Ia menyoroti beras sebagai komoditas utama pemicu inflasi, terutama di Morowali, Tolitoli, dan Banggai. Karena itu, ia mendorong agar gerakan pasar murah diperluas hingga ke desa-desa.

“Kita libatkan Bulog, TNI-Polri, kepala desa, camat, semua harus bergerak bersama. Hanya dengan cara itu harga beras bisa distabilkan, dan target kita tiga bulan ke depan inflasi harus turun di bawah 3,5 persen,” ujarnya.

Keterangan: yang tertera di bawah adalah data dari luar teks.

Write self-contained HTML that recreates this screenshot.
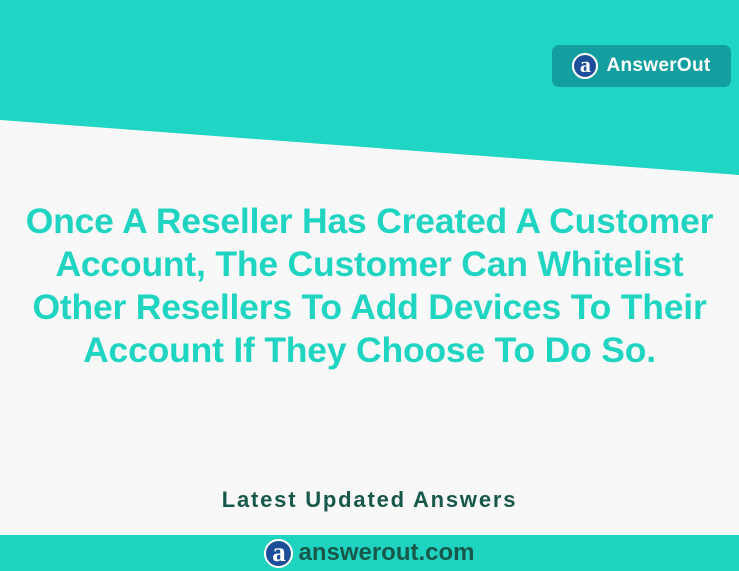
<!DOCTYPE html>
<html><head><style>
body{margin:0;width:739px;height:571px;overflow:hidden;background:#f8f8f8;font-family:"Liberation Sans",sans-serif;position:relative}
.top{position:absolute;left:0;top:0;width:739px;height:571px}
.badge{position:absolute;left:552px;top:45px;width:179px;height:42px;background:#139e9f;border-radius:7px;display:flex;align-items:center;justify-content:center;color:#fff;font-weight:bold;font-size:19px;letter-spacing:0.3px}
.logo{display:inline-block;width:26px;height:26px;border-radius:50%;background:#1c4e9a;border:2px solid #fff;box-sizing:border-box;color:#fff;font-family:"Liberation Serif",serif;font-size:22px;line-height:19px;text-align:center;margin-right:8px}
h1{position:absolute;left:0;top:200px;width:739px;margin:0;text-align:center;color:#1fd5c2;font-size:35.5px;line-height:43px;font-weight:bold;letter-spacing:-0.2px}
.latest{position:absolute;left:0;top:487px;width:739px;text-align:center;color:#17584a;font-weight:bold;font-size:22px;letter-spacing:1.8px}
.foot{position:absolute;left:0;top:535px;width:739px;height:36px;background:#1fd3c1;display:flex;align-items:center;justify-content:center;color:#17584a;font-weight:bold;font-size:24px;letter-spacing:0px}
.foot .logo{width:29px;height:29px;font-size:27px;line-height:22px;margin-right:5px}
</style></head><body>
<svg class="top" viewBox="0 0 739 571"><polygon points="0,0 739,0 739,175 0,120" fill="#1fd5c3"/></svg>
<div class="badge"><span class="logo">a</span>AnswerOut</div>
<h1>Once A Reseller Has Created A Customer<br>Account, The Customer Can Whitelist<br>Other Resellers To Add Devices To Their<br>Account If They Choose To Do So.</h1>
<div class="latest">Latest Updated Answers</div>
<div class="foot"><span class="logo">a</span>answerout.com</div>
</body></html>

Anwar juga menekankan pentingnya sinergi antara TPID provinsi dan kabupaten/kota agar kebijakan yang ditempuh memberi dampak langsung kepada masyarakat.

“Kita tidak bisa hanya bicara konsep. Yang dibutuhkan masyarakat adalah tindakan nyata agar harga tetap terkendali,” katanya.

Sementara itu, Kepala BI Sulteng, Muhammad Irfan Sukarna, menjelaskan bahwa distribusi beras dari daerah produsen seperti Banggai dan Morowali justru lebih banyak terserap ke luar provinsi, termasuk ke Gorontalo dan Maluku Utara. Kondisi ini membuat harga beras di Sulteng lebih tinggi dibandingkan daerah tujuan distribusi.

Ia menegaskan, berdasarkan data BPS, Sulawesi Tengah masih mencatat surplus beras lebih dari 58 ribu ton hingga Agustus 2025. Dengan surplus tersebut, seharusnya kebutuhan provinsi tercukupi.

Namun, ketidakseimbangan alokasi distribusi membuat stabilisasi harga terganggu. Karena itu, pengelolaan distribusi beras perlu diperbaiki dengan memprioritaskan pasokan untuk kebutuhan Sulteng sebelum dijual ke provinsi lain.

Irfan juga mengingatkan adanya potensi gangguan pada proses pengeringan hasil panen akibat musim hujan yang diperkirakan mulai Oktober. Menurutnya, menjaga kualitas beras dan memperkuat rantai distribusi perlu segera dilakukan, termasuk peningkatan kapasitas rice milling unit di daerah seperti Parigi Moutong.

“Kalau produksi bisa diolah maksimal di daerah sendiri, kualitas beras lebih terjaga dan distribusinya lebih lancar,” jelasnya.

Rakor tersebut menghasilkan kesepahaman empat fokus utama TPID, yakni menjaga keterjangkauan harga, ketersediaan pasokan, kelancaran distribusi, serta komunikasi efektif.

Baik Gubernur maupun Kepala BI menegaskan bahwa pengendalian ekspektasi masyarakat sama pentingnya dengan menjaga ketersediaan stok beras.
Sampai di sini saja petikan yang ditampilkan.